Eric Trump ha però dichiarato pure fiducia nella nuova squadra: “Sono assolutamente fantastici e sono sicuro che ci porteranno diritti all’8 novembre, garantendoci alla fine la vittoria”.

La scelta come capo dell’apparato di Stephen Bannon, presidente esecutivo della Breibart News, media amico, e la promozione di Kellyanne Conway da sondaggista a manager dovrebbe coincidere con una riscossa della campagna, che avrebbe già pareggiato i conti con quella della Clinton almeno per quanto riguarda gli attacchi degli hacker. Secondo fonti di stampa, infatti, ci sarebbero state incursioni, di cui s’ignorano gli autori, negli apparati informatici del candidato e del partito repubblicani.

Gli episodi, la cui portata non è nota e che risalirebbero a tempo fa, alcune addirittura al 2015, evocano le infiltrazioni di pirati nei computer del comitato nazionale democratico, per la raccolta fondi elettorale e della campagna di Hillary, attribuiti a non meglio precisati hacker russi e sfociati nella pubblicazione da parte di Wikileaks di decine di migliaia di mail, da cui risulta l’impegno dell’establishment democratico a favore di Hillary e contro Bernie Sanders durante le primarie.

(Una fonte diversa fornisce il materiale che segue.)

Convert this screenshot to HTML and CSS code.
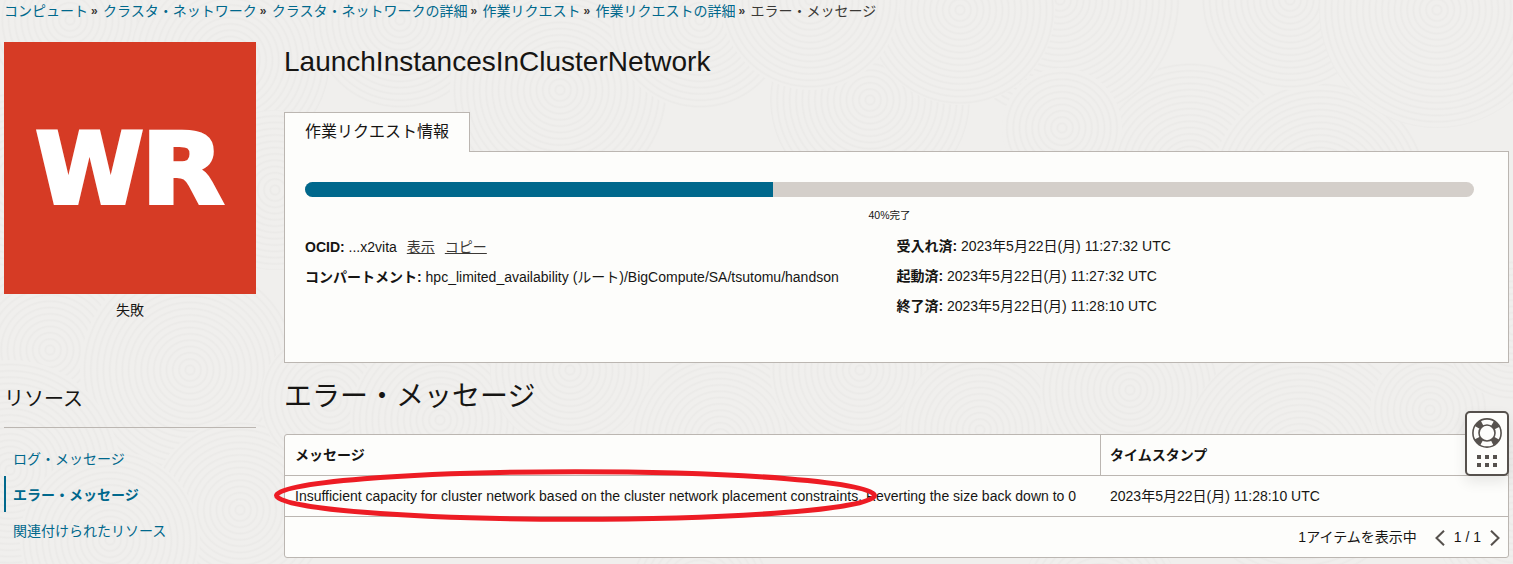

Donald Trump ieri è andato a Baton Rouge, in Louisiana, per visitare gli alluvionati di quello Stato, dove ci sono stati 13 morti e dove almeno 40mila abitazioni sono state distrutte o danneggiate. Trump, che era con il suo vice Mike Pence, è stato polemico con il presidente Obama, che è restato in vacanza sull’isola di Martha Vineyard e che si recherà in Louisiana solo la prossima settimana: “Io sono qui, mentre lui gioca a golf”, ha detto, davanti alle devastazioni provocate dall’uragano più violento che abbia colpito la Louisiana dopo Katrina che nel 2005 s’abbatté su New Orleans.